My pulse slams between my ears. I count the three tiny lines near his eyes, and admit, "I don't know how to want someone in a way that isn't war.

But I want someone who sees all of me, not just the performance.

And I want to figure out how to be wanted for all of me, not just the parts a man accepts as perfect. "

His eyes lock into mine, as if seeing me fully for the first time. He offers, "You deserve to be wanted for all of you."

My stomach drops. For a second, I can't breathe. I whisper, "Do not say things like that. You don't know what that sentence does in my head."

He swallows. I catch the tiny tremor in his throat, the one he tries so hard to hide. He reprimands, "That sentence is not about me. It is about you. It is about basic human dignity."

My heart throws itself against my ribs.

He looks down, toward my legs, then back up quickly. "Please don't cut yourself anymore."

"Okay."

"Promise me?"

I nod. "All right. I promise. No cutting."

Relief fills his expression. Then he hesitates.

"What's wrong?" I ask.

He takes several calculated breaths.

"Red?" I ask.

"Dr. Mercer," he reminds me.

I clear my throat. "Sorry. Dr. Mercer."

An internal war occurs, then he states, "I'm going to give you my number. It's only to be used in an emergency. If you feel like cutting yourself, call me before you put the knife in your hand. Understand?"

He's giving me his cell phone?

"Yes."

"Blue, I'm not joking. It's only to be used in the case of an emergency."

"I understand," I affirm.

"Don't make me regret this," he warns.

"You won't," I assure him, giddy inside.

He goes to his desk, scribbles on the back of his business card, and holds it toward me.

I reach for it, but he moves it higher.

"When do you use this?"

"Emergency only," I answer.

He hesitates another moment, but finally lowers the card.

I snap it out of his hand and put it in my purse before he can change his mind. Then I tease, "It's not a fake number, is it?"

He laughs, and my flutters take off. He shakes his head. "No. It's mine."

"Phew. Wouldn't want to call the wrong person and tell them I'm about to cut myself," I joke.

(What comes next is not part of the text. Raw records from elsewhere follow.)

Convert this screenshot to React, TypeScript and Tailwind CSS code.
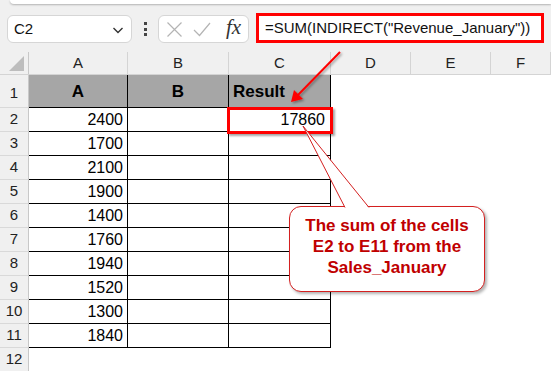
import React from "react";

const data = [2400, 1700, 2100, 1900, 1400, 1760, 1940, 1520, 1300, 1840];
const cols = ["D", "E", "F"];

function RowHead({ n, h, bottom }: { n: number; h: string; bottom?: boolean }) {
  return (
    <div
      className={`w-[29px] shrink-0 flex justify-center border-r border-b border-r-[#c8c8c8] border-b-[#d9d9d9] bg-[#f0f0f0] text-[15px] text-[#222] ${h} ${
        bottom ? "items-end pb-[3px]" : "items-center"
      }`}
    >
      {n}
    </div>
  );
}

export default function App() {
  return (
    <div
      className="relative w-[551px] h-[371px] overflow-hidden bg-white"
      style={{ fontFamily: '"Liberation Sans", Arial, sans-serif' }}
    >
      {/* toolbar */}
      <div className="h-[52px] bg-[#f0f0f0] flex flex-col">
        <div className="h-[4px] ml-[10px] bg-white rounded-bl-[6px] shadow-[0_1px_2px_rgba(0,0,0,0.25)]" />
        <div className="flex items-center mt-[9px] h-[30px]">
          <div className="ml-[7px] mt-[2px] w-[125px] h-[28px] bg-white border border-[#d6d6d6] rounded-[6px] flex items-center justify-between pl-[6px] pr-[6px] text-[15px] text-[#111]">
            <span>C2</span>
            <svg width="14" height="14" viewBox="0 0 14 14" className="mt-[2px]">
              <path d="M2.5 5l4.5 4.5L11.5 5" fill="none" stroke="#333" strokeWidth="1.4" />
            </svg>
          </div>
          <div className="w-[26px] flex flex-col items-center gap-[2.5px] mt-[2px]">
            <div className="w-[3px] h-[3px] bg-[#444]" />
            <div className="w-[3px] h-[3px] bg-[#444]" />
            <div className="w-[3px] h-[3px] bg-[#444]" />
          </div>
          <div className="mt-[2px] w-[91px] h-[28px] bg-white border border-[#d6d6d6] rounded-[6px] flex items-center pl-[7px]">
            <svg width="17" height="17" viewBox="0 0 17 17">
              <path d="M1.5 1.5l14 14M15.5 1.5l-14 14" stroke="#b4b4b4" strokeWidth="1.2" fill="none" />
            </svg>
            <svg width="18" height="17" viewBox="0 0 18 17" className="ml-[10px]">
              <path d="M1 9l5.5 5.5L17 2" stroke="#b4b4b4" strokeWidth="1.2" fill="none" />
            </svg>
            <span
              className="ml-[15px] italic text-[21px] leading-none text-[#333] mt-[-3px]"
              style={{ fontFamily: '"Liberation Serif", "Times New Roman", serif' }}
            >
              fx
            </span>
          </div>
          <div className="ml-[7px] w-[288px] h-[30px] border-[3px] border-[#ff0000] bg-white flex items-center pl-[6px] text-[15px] text-[#111]">
            =SUM(INDIRECT("Revenue_January"))
          </div>
        </div>
      </div>

      {/* column header */}
      <div className="flex h-[23px] bg-[#f0f0f0] border-b border-[#d4d4d4]">
        <div className="w-[29px] shrink-0 border-r border-[#c8c8c8] flex items-end justify-end pr-[4px] pb-[3px]">
          <svg width="15" height="15" viewBox="0 0 15 15">
            <path d="M15 0L15 15L0 15Z" fill="#bdbdbd" />
          </svg>
        </div>
        {[
          ["A", "w-[99px]"],
          ["B", "w-[101px]"],
          ["C", "w-[102px]"],
          ["D", "w-[80px]"],
          ["E", "w-[80px]"],
          ["F", "w-[60px]"],
        ].map(([l, w]) => (
          <div
            key={l}
            className={`${w} shrink-0 border-r border-[#d4d4d4] flex items-center justify-center text-[15px] text-[#222]`}
          >
            {l}
          </div>
        ))}
      </div>

      {/* row 1 */}
      <div className="flex h-[33px]">
        <RowHead n={1} h="h-[33px]" bottom />
        <div className="w-[99px] shrink-0 bg-[#a6a6a6] border-r border-b border-black flex items-center justify-center font-bold text-[17px] text-black pt-[2px]">
          A
        </div>
        <div className="w-[101px] shrink-0 bg-[#a6a6a6] border-r border-b border-black flex items-center justify-center font-bold text-[17px] text-black pt-[2px]">
          B
        </div>
        <div className="w-[102px] shrink-0 bg-[#a6a6a6] border-r border-b border-black flex items-center pl-[4px] font-bold text-[17px] text-black pt-[2px]">
          Result
        </div>
      </div>

      {/* data rows */}
      {data.map((v, i) => (
        <div key={i} className="flex h-[24px]">
          <RowHead n={i + 2} h="h-[24px]" />
          <div className="w-[99px] shrink-0 border-r border-b border-black flex items-center justify-end pr-[4px] text-[16px] text-black">
            {v}
          </div>
          <div className="w-[101px] shrink-0 border-r border-b border-black" />
          <div className="w-[102px] shrink-0 border-r border-b border-black flex items-center justify-end pr-[5px] text-[16px] text-black">
            {i === 0 ? "17860" : ""}
          </div>
        </div>
      ))}

      {/* row 12 */}
      <div className="flex h-[23px]">
        <div className="w-[29px] shrink-0 h-[23px] flex items-center justify-center border-r border-[#c8c8c8] bg-[#f0f0f0] text-[15px] text-[#222]">
          12
        </div>
      </div>

      {/* C2 highlight */}
      <div className="absolute left-[227px] top-[107px] w-[106px] h-[27px] border-[3px] border-[#ff0000] shadow-[2px_2px_2px_rgba(0,0,0,0.35)]" />

      {/* callout */}
      <div className="absolute left-[289px] top-[206px] w-[196px] h-[86px] rounded-[12px] border-[1.5px] border-[#d42020] bg-white shadow-[2px_2px_3px_rgba(0,0,0,0.3)] pt-[8px] text-center font-bold text-[17px] leading-[21px] text-[#c00000]">
        <div>The sum of the cells</div>
        <div>E2 to E11 from the</div>
        <div>Sales_January</div>
      </div>

      <svg className="absolute left-0 top-0 pointer-events-none" width="551" height="371" viewBox="0 0 551 371">
        <defs>
          <filter id="sh" x="-20%" y="-20%" width="140%" height="140%">
            <feDropShadow dx="1.5" dy="1.5" stdDeviation="1" floodColor="#000" floodOpacity="0.35" />
          </filter>
        </defs>
        {/* callout pointer */}
        <polygon points="345,208 303,126 369,208" fill="white" />
        <polyline points="345,207.5 303,126 369,207.5" fill="none" stroke="#d42020" strokeWidth="1" />
        {/* arrow */}
        <g filter="url(#sh)">
          <line x1="340" y1="52" x2="297" y2="96" stroke="#ff0000" strokeWidth="2" />
          <polygon points="291,102 294,90 303,99" fill="#ff0000" />
        </g>
      </svg>
    </div>
  );
}
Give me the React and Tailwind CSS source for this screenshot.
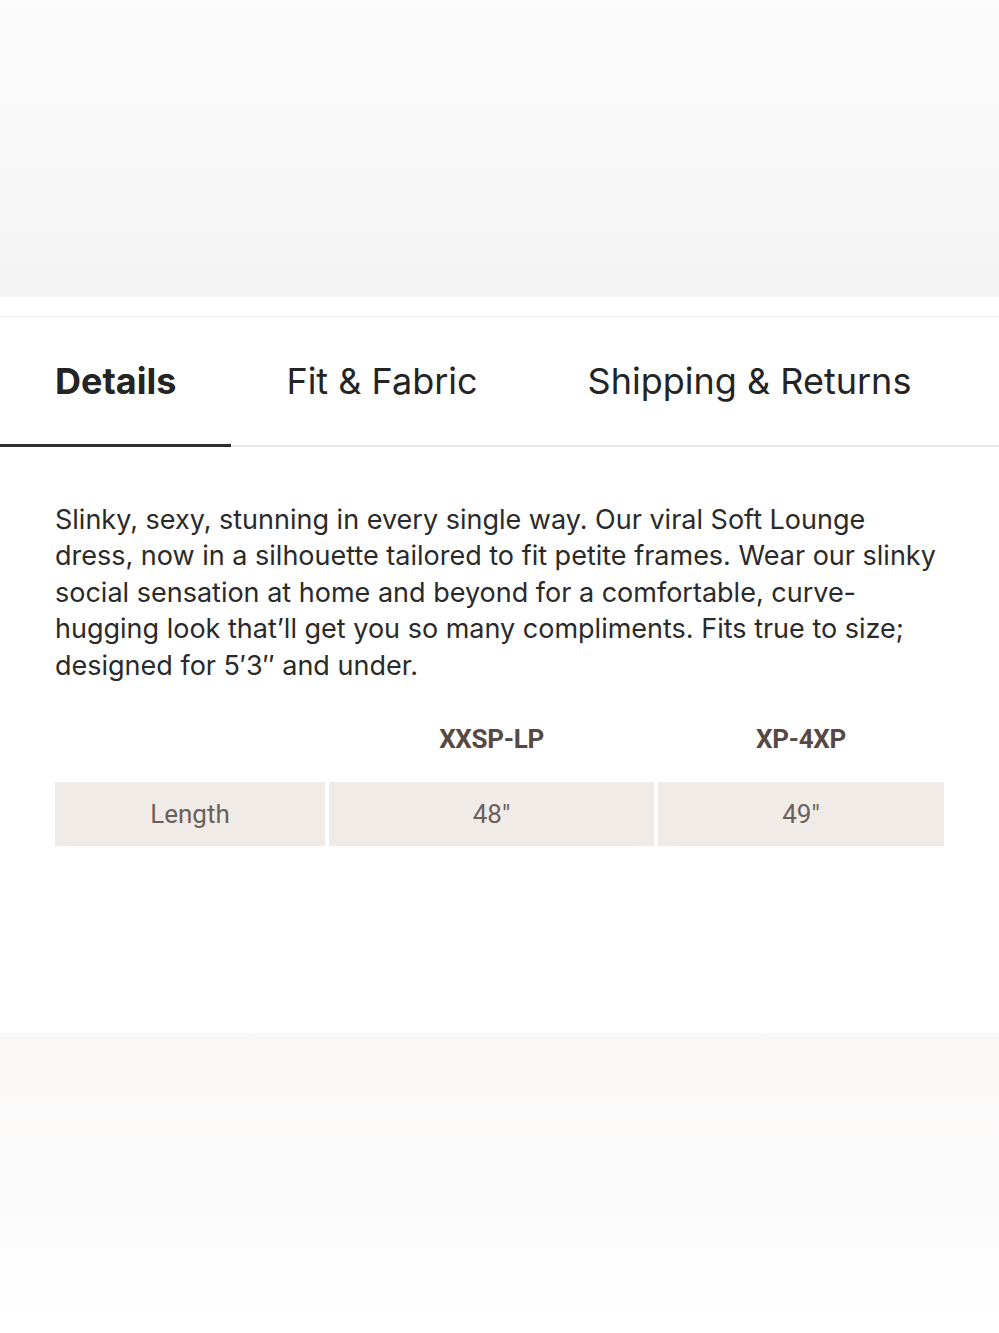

"Blue, that's not funny," he scolds, his face falling.

"Lighten up. It's a joke."

He doesn't say anything, moves toward the door, and opens it.

I walk toward him, purse strap digging into my shoulder, heart almost as loud as my heels once they hit the hallway. At the threshold, I pause.

He arches his eyebrows.

I ask, "If I weren't your patient, would you buy me a drink at a bar?"

A muscle jumps in his throat. His eyes flash something raw and unguarded for one single, perfect beat.

Silence wraps around us, heavy as an oath.

I smile, small and sharp. "Thought so." I walk out before he demands his cell phone number back.

By the time I reach the elevator, my hands shake so badly I have to hit the button twice. The doors close, boxing me into mirrored metal and humming cables.

I stare at my reflection.

My cheeks are flushed, my eyes bright, and my lips parted slightly like I just stepped away from a kiss instead of from a man who spent more time telling me what he will not do than anything else.

I press my palm against my thigh through the skirt, right over the covered cut. The skin is tender, and it throbs, syncing with my heartbeat.

Every breath he took unspools behind my eyes. The elevator opens, and a laugh slips out of me, low and breathless.

"I will not be good next time," I say into the empty lift. "You and I both know that."

The words hang over me with sweet relief.

Today, he wanted me.

He can hide behind ethics and structure and every rule in his thick, pristine policies, but I saw it in his eyes, his throat, and his hands.

Dr. Red Mercer is no longer a man my parents think can save me from what disappoints them.

He's the man who'll bleed for me before this is over.